In all Faulkner Act municipalities, regardless of the particular form, citizens enjoy the right of initiative and referendum, where proposed ordinances can be introduced directly by the people without action by the local governing body. This right is exercised by preparing a conforming petition signed by 10% of the registered voters who turned out in the last general election in an odd-numbered year. Once the petition is submitted, the local governing body votes to pass the requested ordinance, and if they refuse, it is then submitted directly to the voters.


Initiative, referendum, and recall are three powers reserved to enable the voters, by petition, to propose or repeal legislation or to remove an elected official from office. Proponents of an initiative, referendum, or recall effort must apply for an official petition serial number from the Town Clerk. 


There are four forms available to municipalities through the Faulkner Act:

  • The  mayor-council form features a mayor with strong powers. Municipalities under this plan establish three to ten executive departments, headed by a director appointed by the mayor with the consent of the council. *THIS IS WASHINGTON TOWNSHIP
  • The council-manager plan places complete responsibility for municipal affairs in the council. The council appoints a municipal manager who is the chief executive with broad authority. The Faulkner Act does not provide tenure for the municipal manager, who can be removed by a vote of the council.
  • The small municipality plan can be adopted by communities with a population of fewer than 12,000. All legislative powers are vested in the council with the mayor presiding over council sessions and having both voice and vote. The small municipality form is essentially a blend of the features in the traditional borough and township forms of government.
  • The mayor-council-administrator form is largely the borough form with the addition of an appointed professional administrator. Unlike the three other Faulkner Act plans, the mayor-council–administrator offers no optional variations in structure. 


Washington Township follows the "mayor-council" system whereby the mayor is elected by the voters. This "mayor-council" system is further broken down into two main variations: weak-mayor or a strong-mayor variation. 

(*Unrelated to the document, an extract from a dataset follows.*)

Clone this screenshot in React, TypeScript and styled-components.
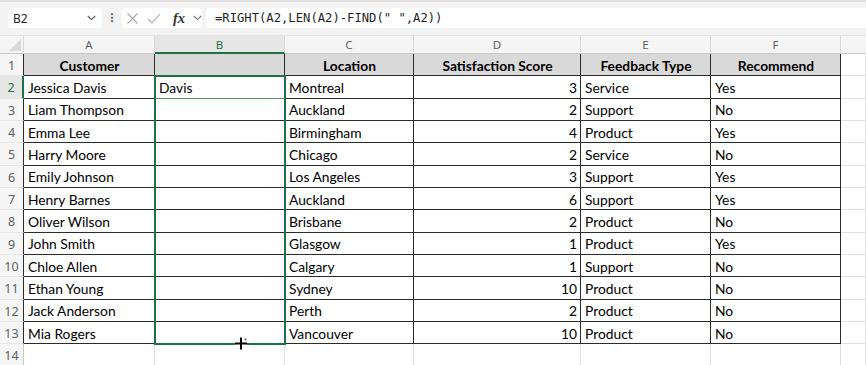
import React from 'react'
import styled, { createGlobalStyle } from 'styled-components'

const GlobalStyle = createGlobalStyle`
  html, body {
    margin: 0;
    padding: 0;
    background: #ffffff;
  }
`

const green = '#1e7145'
const tableLine = '#2b2b2b'
const gridLine = '#e1e1e1'
const headLine = '#c8c8c8'

const colWidths = [24, 131, 130, 129, 167, 130, 130, 25]
const letters = ['A', 'B', 'C', 'D', 'E', 'F', '']

const rows: (string | number)[][] = [
  ['Jessica Davis', 'Davis', 'Montreal', 3, 'Service', 'Yes'],
  ['Liam Thompson', '', 'Auckland', 2, 'Support', 'No'],
  ['Emma Lee', '', 'Birmingham', 4, 'Product', 'Yes'],
  ['Harry Moore', '', 'Chicago', 2, 'Service', 'No'],
  ['Emily Johnson', '', 'Los Angeles', 3, 'Support', 'Yes'],
  ['Henry Barnes', '', 'Auckland', 6, 'Support', 'Yes'],
  ['Oliver Wilson', '', 'Brisbane', 2, 'Product', 'No'],
  ['John Smith', '', 'Glasgow', 1, 'Product', 'Yes'],
  ['Chloe Allen', '', 'Calgary', 1, 'Support', 'No'],
  ['Ethan Young', '', 'Sydney', 10, 'Product', 'No'],
  ['Jack Anderson', '', 'Perth', 2, 'Product', 'No'],
  ['Mia Rogers', '', 'Vancouver', 10, 'Product', 'No'],
]

const headers = ['Customer', '', 'Location', 'Satisfaction Score', 'Feedback Type', 'Recommend']

const Page = styled('div')`
  width: 866px;
  height: 365px;
  overflow: hidden;
  background: #ffffff;
  display: flex;
  flex-direction: column;
`

const Toolbar = styled('div')`
  height: 36px;
  flex-shrink: 0;
  box-sizing: border-box;
  background: #f3f3f3;
  border-top: 2px solid #e2e0e0;
  border-bottom: 1px solid #e4e4e4;
  display: flex;
  align-items: flex-start;
  padding: 6px 0 0 8px;
`

const NameBox = styled('div')`
  width: 94px;
  height: 20px;
  background: #ffffff;
  border-radius: 4px;
  display: flex;
  align-items: center;
  justify-content: space-between;
  padding: 0 6px 0 5px;
  box-sizing: border-box;
  font-family: 'Noto Sans', sans-serif;
  font-size: 12px;
  color: #262626;
`

const Dots = styled('div')`
  width: 20px;
  height: 20px;
  display: flex;
  align-items: center;
  justify-content: center;
  color: #7a7a7a;
  font-family: 'DejaVu Sans', sans-serif;
  font-size: 12px;
  font-weight: bold;
`

const FuncBox = styled('div')`
  width: 80px;
  height: 20px;
  background: #ffffff;
  border-radius: 4px;
  display: flex;
  align-items: center;
  padding: 0 0 0 4px;
  box-sizing: border-box;
  gap: 8px;
  margin-right: 4px;
`

const Fx = styled('span')`
  font-family: 'Liberation Serif', serif;
  font-style: italic;
  font-weight: bold;
  font-size: 14.5px;
  color: #333333;
  margin-left: 4px;
`

const FormulaBox = styled('div')`
  flex: 1;
  height: 20px;
  background: #ffffff;
  border-radius: 4px 0 0 4px;
  display: flex;
  align-items: center;
  padding-left: 9px;
  font-family: 'DejaVu Sans Mono', monospace;
  font-size: 12.2px;
  color: #1f1f1f;
  white-space: pre;
`

const SheetWrap = styled('div')`
  position: relative;
  flex-shrink: 0;
`

const Sheet = styled('div')`
  display: grid;
  grid-template-columns: ${colWidths.map((w) => `${w}px`).join(' ')};
  grid-template-rows: 18px repeat(14, 22.334px);
`

interface CellProps {
  $bg?: string
  $right?: string
  $bottom?: string
  $align?: 'left' | 'center' | 'right'
  $bold?: boolean
}

const Cell = styled('div')<CellProps>`
  box-sizing: border-box;
  background: ${({ $bg }) => $bg || '#ffffff'};
  border-right: 1px solid ${({ $right }) => $right || gridLine};
  border-bottom: 1px solid ${({ $bottom }) => $bottom || gridLine};
  display: flex;
  align-items: center;
  justify-content: ${({ $align }) =>
    $align === 'center' ? 'center' : $align === 'right' ? 'flex-end' : 'flex-start'};
  padding: 1px 3px 0 4px;
  overflow: hidden;
  white-space: nowrap;
  font-family: Lato, 'Open Sans', sans-serif;
  font-size: 13.8px;
  font-weight: ${({ $bold }) => ($bold ? 700 : 400)};
  color: #000000;
`

const HeadCell = styled('div')<{ $active?: boolean; $last?: boolean }>`
  box-sizing: border-box;
  background: ${({ $active }) => ($active ? '#e6e6e6' : '#f5f5f5')};
  border-right: 1px solid ${({ $last }) => ($last ? '#f5f5f5' : '#d9d9d9')};
  border-bottom: ${({ $active }) => ($active ? `2px solid ${green}` : `1px solid ${headLine}`)};
  display: flex;
  align-items: center;
  justify-content: center;
  font-family: 'Noto Sans', sans-serif;
  font-size: 11.5px;
  color: ${({ $active }) => ($active ? green : '#5f5f5f')};
`

const RowHead = styled('div')<{ $active?: boolean; $edge?: boolean }>`
  box-sizing: border-box;
  background: ${({ $active }) => ($active ? '#e6e6e6' : '#f5f5f5')};
  border-right: ${({ $active, $edge }) =>
    $active ? `2px solid ${green}` : `1px solid ${$edge ? tableLine : headLine}`};
  border-bottom: 1px solid #e6e6e6;
  display: flex;
  align-items: center;
  justify-content: center;
  padding-top: 2px;
  font-family: 'Noto Sans', sans-serif;
  font-size: 12.5px;
  color: ${({ $active }) => ($active ? green : '#5f5f5f')};
`

const Corner = styled('div')`
  box-sizing: border-box;
  background: #f5f5f5;
  border-right: 1px solid #d9d9d9;
  border-bottom: 1px solid ${headLine};
  display: flex;
  align-items: flex-end;
  justify-content: flex-end;
  padding: 0 2px 2px 0;
`

const Selection = styled('div')`
  position: absolute;
  left: 154px;
  top: 39px;
  width: 132px;
  height: 270px;
  box-sizing: border-box;
  border: 2px solid ${green};
  pointer-events: none;
`

const Cursor = styled('svg')`
  position: absolute;
  left: 235px;
  top: 301px;
`

function CancelIcon() {
  return (
    <svg width="13" height="13" viewBox="0 0 13 13">
      <path d="M1.5 1.5 L11.5 11.5 M11.5 1.5 L1.5 11.5" stroke="#a8a8a8" strokeWidth="1.1" fill="none" />
    </svg>
  )
}

function CheckIcon() {
  return (
    <svg width="14" height="13" viewBox="0 0 14 13">
      <path d="M1 7 L5 11 L13 2" stroke="#a8a8a8" strokeWidth="1.1" fill="none" />
    </svg>
  )
}

function Chevron({ color = '#555555' }: { color?: string }) {
  return (
    <svg width="9" height="6" viewBox="0 0 9 6">
      <path d="M0.8 1 L4.5 4.6 L8.2 1" stroke={color} strokeWidth="1.1" fill="none" />
    </svg>
  )
}

function App() {
  return (
    <Page>
      <GlobalStyle />
      <Toolbar>
        <NameBox>
          <span>B2</span>
          <Chevron />
        </NameBox>
        <Dots>⋮</Dots>
        <FuncBox>
          <CancelIcon />
          <CheckIcon />
          <Fx>fx</Fx>
          <Chevron color="#777777" />
        </FuncBox>
        <FormulaBox>=RIGHT(A2,LEN(A2)-FIND(" ",A2))</FormulaBox>
      </Toolbar>

      <SheetWrap>
        <Sheet>
          <Corner>
            <svg width="12" height="12" viewBox="0 0 12 12">
              <path d="M12 0 L12 12 L0 12 Z" fill="#dadada" />
            </svg>
          </Corner>
          {letters.map((letter, i) => (
            <HeadCell key={`h${i}`} $active={letter === 'B'} $last={i === letters.length - 1}>
              {letter}
            </HeadCell>
          ))}

          <RowHead $edge>1</RowHead>
          {headers.map((text, i) => (
            <Cell key={`t${i}`} $bg="#d9d9d9" $right={tableLine} $bottom={tableLine} $align="center" $bold>
              {text}
            </Cell>
          ))}
          <Cell />

          {rows.map((row, r) => (
            <React.Fragment key={`r${r}`}>
              <RowHead $active={r === 0} $edge>
                {r + 2}
              </RowHead>
              {row.map((value, c) => (
                <Cell
                  key={`c${c}`}
                  $right={tableLine}
                  $bottom={r === 0 && c === 1 ? '#4f9a6d' : tableLine}
                  $align={typeof value === 'number' ? 'right' : 'left'}
                >
                  {value}
                </Cell>
              ))}
              <Cell />
            </React.Fragment>
          ))}

          <RowHead>14</RowHead>
          {letters.map((_, i) => (
            <Cell key={`e${i}`} />
          ))}
        </Sheet>

        <Selection />
        <Cursor width="14" height="14" viewBox="0 0 14 14">
          <path d="M6 0.5 L6 12.5 M0 6.5 L12 6.5" stroke="#ffffff" strokeWidth="3.6" />
          <path d="M6 0.5 L6 12.5 M0 6.5 L12 6.5" stroke="#000000" strokeWidth="2" />
          <circle cx="10.5" cy="2.5" r="1" fill="#555555" />
        </Cursor>
      </SheetWrap>
    </Page>
  )
}

export default App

In a weak-mayor system, the mayor has no formal authority outside the council; the mayor cannot directly appoint or remove officials, and lacks veto power over council votes. As such, the mayor's influence is solely based on personality in order to accomplish the desired goals. 

The weak-mayor form of government is found in towns that do not use the more popular council-manager form used in most municipalities that are not considered large or major cities, and the weak-mayor form of government is frequently seen in small municipalities with few or no full-time municipal employees. 

The strong-mayor form of mayor-council government usually consists of an executive branch, a mayor elected by voters, and a unicameral council as the legislative branch.

In the strong-mayor form the elected mayor is given almost total administrative authority and a clear, wide range of political independence, with the power to appoint and dismiss department heads without council approval and little or no public input. In this system, the strong-mayor prepares and administers the city budget, although that budget often must be approved by the council. Abuses in this form led to the development of the council-manager form of local government and its adoption widely throughout the United States. In some strong-mayor governments, the mayor will appoint a chief administrative officer who will supervise department heads, prepare the budget, and coordinate departments. This officer is sometimes called a city manager.  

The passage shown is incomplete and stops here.